The idea came to the aspiring author in 1990 during a train ride from Manchester to London. It involved a young orphan who discovers he is a wizard, then is whisked away from his cruel aunt and uncle to be schooled in the use of his magical powers. This year that inspiration produced a publishing wonder: three novels about Harry Potter that keep crowding the top three spots on the fiction best-seller lists. Movie directors with the pick of projects are jostling for the right to bring Harry to the screen. J.K. Rowling, who lives in Edinburgh, Scotland, has four more Harry Potters planned. Her readers, young and old, are clearing more bookshelf space now.

Steve Jobs

As a hotheaded youth he became the living icon of the PC revolution. Then came a flameout that was equally spectacular. But Steve Jobs' third act has been the most stunning of all. This fall the Pixar chairman and interim-ad-infinitum CEO of Apple smacked a bases-clearing double: Pixar's Toy Story 2 broke Thanksgiving box-office records, garnering $81 million in five days, while Apple unveiled the iBook and reborn iMac. Jobs seems to have acquired a Midas touch. Apple's stock gained nearly 200% this year, and Pixar is now tweaking the storyboards for its next film, Monsters, Inc.

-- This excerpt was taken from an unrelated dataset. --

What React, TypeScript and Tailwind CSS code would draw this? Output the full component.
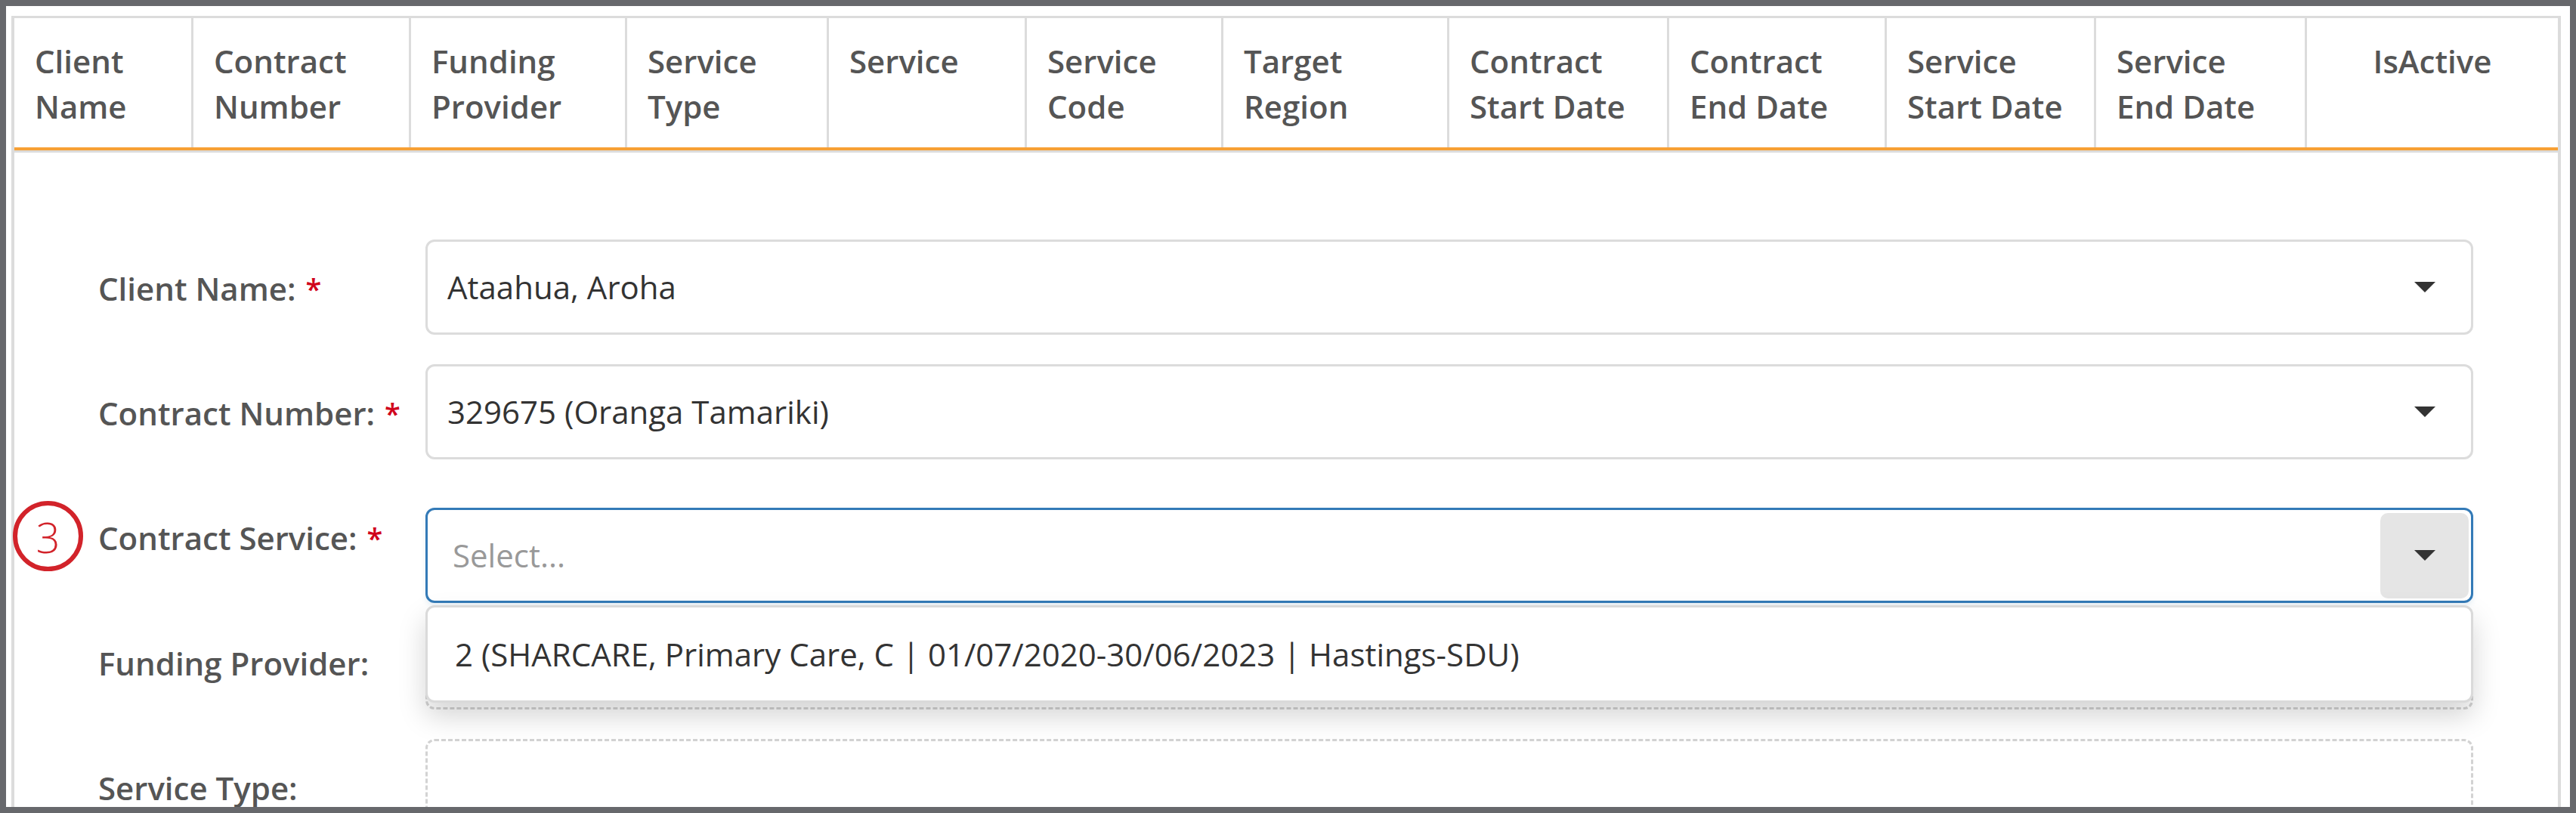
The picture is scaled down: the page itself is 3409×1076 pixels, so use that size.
const columns = [
  { label: ["Client", "Name"], width: "w-[237px]" },
  { label: ["Contract", "Number"], width: "w-[288px]" },
  { label: ["Funding", "Provider"], width: "w-[286px]" },
  { label: ["Service", "Type"], width: "w-[267px]" },
  { label: ["Service"], width: "w-[262px]" },
  { label: ["Service", "Code"], width: "w-[260px]" },
  { label: ["Target", "Region"], width: "w-[299px]" },
  { label: ["Contract", "Start Date"], width: "w-[291px]" },
  { label: ["Contract", "End Date"], width: "w-[288px]" },
  { label: ["Service", "Start Date"], width: "w-[277px]" },
  { label: ["Service", "End Date"], width: "w-[279px]" },
];

function Caret() {
  return (
    <span className="block w-0 h-0 border-l-[14px] border-r-[14px] border-t-[14px] border-l-transparent border-r-transparent border-t-[#333]" />
  );
}

function Label({ text, required }: { text: string; required?: boolean }) {
  return (
    <div className="w-[544px] shrink-0 pl-[111px] font-semibold text-[#555] whitespace-nowrap">
      {text}
      {required && <span className="text-[#d0021b] ml-[13px] text-[38px] align-top">*</span>}
    </div>
  );
}

function SelectBox({ value }: { value: string }) {
  return (
    <div className="w-[2710px] h-[126px] border-[3px] border-[#dcdcdc] rounded-[12px] flex items-center justify-between pl-[26px] pr-[3px]">
      <span className="text-[#333]">{value}</span>
      <div className="w-[117px] h-[113px] flex items-center justify-center">
        <Caret />
      </div>
    </div>
  );
}

export default function App() {
  return (
    <div className="w-[3409px] h-[1076px] bg-[#67686c] p-[8px] overflow-hidden font-['Open_Sans',sans-serif] text-[42px] leading-[60px]">
      <div className="h-full bg-white pt-[13px] pl-[7px] pr-[12px] overflow-hidden">
        <div className="h-full border-x-4 border-t-[3px] border-[#dcdcdc]">
          {/* table header */}
          <div className="flex border-b-4 border-[#f7a035]">
            {columns.map((col) => (
              <div
                key={col.label.join(" ")}
                className={`${col.width} shrink-0 border-r-[3px] border-[#dcdcdc] pl-[27px] pt-[27px] pb-[24px] h-[171px] font-semibold text-[#555]`}
              >
                {col.label.map((line) => (
                  <div key={line} className="whitespace-nowrap">{line}</div>
                ))}
              </div>
            ))}
            <div className="flex-1 pt-[27px] text-center font-semibold text-[#555]">IsActive</div>
          </div>
          <div className="h-[3px] bg-[#dcdcdc]" />

          {/* form */}
          <div className="flex flex-col">
            <div className="flex items-start mt-[115px]">
              <div className="mt-[35px]">
                <Label text="Client Name:" required />
              </div>
              <SelectBox value="Ataahua, Aroha" />
            </div>

            <div className="flex items-start mt-[39px]">
              <div className="mt-[35px]">
                <Label text="Contract Number:" required />
              </div>
              <SelectBox value="329675 (Oranga Tamariki)" />
            </div>

            <div className="relative z-10 flex items-start mt-[39px]">
              <div className="absolute left-[-2px] top-[16px] w-[93px] h-[93px] rounded-full border-[6px] border-[#d2232a] flex items-center justify-center text-[#d2232a] text-[56px] font-light leading-none">
                3
              </div>
              <div className="mt-[35px]">
                <Label text="Contract Service:" required />
              </div>
              <div className="relative mt-[25px]">
                <div className="w-[2710px] h-[126px] border-[3px] border-[#337ab7] rounded-[12px] flex items-center justify-between pl-[33px] pr-[3px] shadow-[0_3px_6px_rgba(51,122,183,0.12)]">
                  <span className="text-[#999]">Select...</span>
                  <div className="w-[117px] h-[113px] rounded-[10px] bg-[#e5e5e5] flex items-center justify-center">
                    <Caret />
                  </div>
                </div>
                <div className="absolute left-0 top-[129px] w-[2710px] h-[129px] bg-white border-[3px] border-[#dadada] rounded-[12px] shadow-[0_18px_36px_rgba(0,0,0,0.17)] flex items-center pl-[36px] text-[#333] whitespace-nowrap">
                  2 (SHARCARE, Primary Care, C | 01/07/2020-30/06/2023 | Hastings-SDU)
                </div>
              </div>
            </div>

            <div className="flex items-start mt-[15px]">
              <div className="mt-[35px]">
                <Label text="Funding Provider:" />
              </div>
              <div className="w-[2710px] h-[126px] border-[3px] border-dashed border-[#d3d3d3] rounded-[12px]" />
            </div>

            <div className="flex items-start mt-[39px]">
              <div className="mt-[35px]">
                <Label text="Service Type:" />
              </div>
              <div className="w-[2710px] h-[126px] border-[3px] border-dashed border-[#d3d3d3] rounded-[12px]" />
            </div>
          </div>
        </div>
      </div>
    </div>
  );
}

Calmer and wiser, Jobs is getting people to think different once again.

Joel Klein and Bill Gates

Antitrust division chiefs are an obscure lot, toiling anonymously over fusty treatises and recondite appellate briefs. But with his epic lawsuit against the software empire Microsoft this year, Joel Klein stepped into the floodlights, part trust-busting Ida Tarbell, part Goliath-slaying David. Microsoft's fate remains in the air, but Klein has already changed corporate history: no other company will ever write e-mail so recklessly or save it so efficiently. Gates, the other gladiator in this legal coliseum, has long been a household name. But the antitrust lawsuit--and the media frenzy it generated--has cast him in a new light and set off a national debate: Is the world's richest man a national treasure or an $85 billion bully? Log on to a chat room and take a side.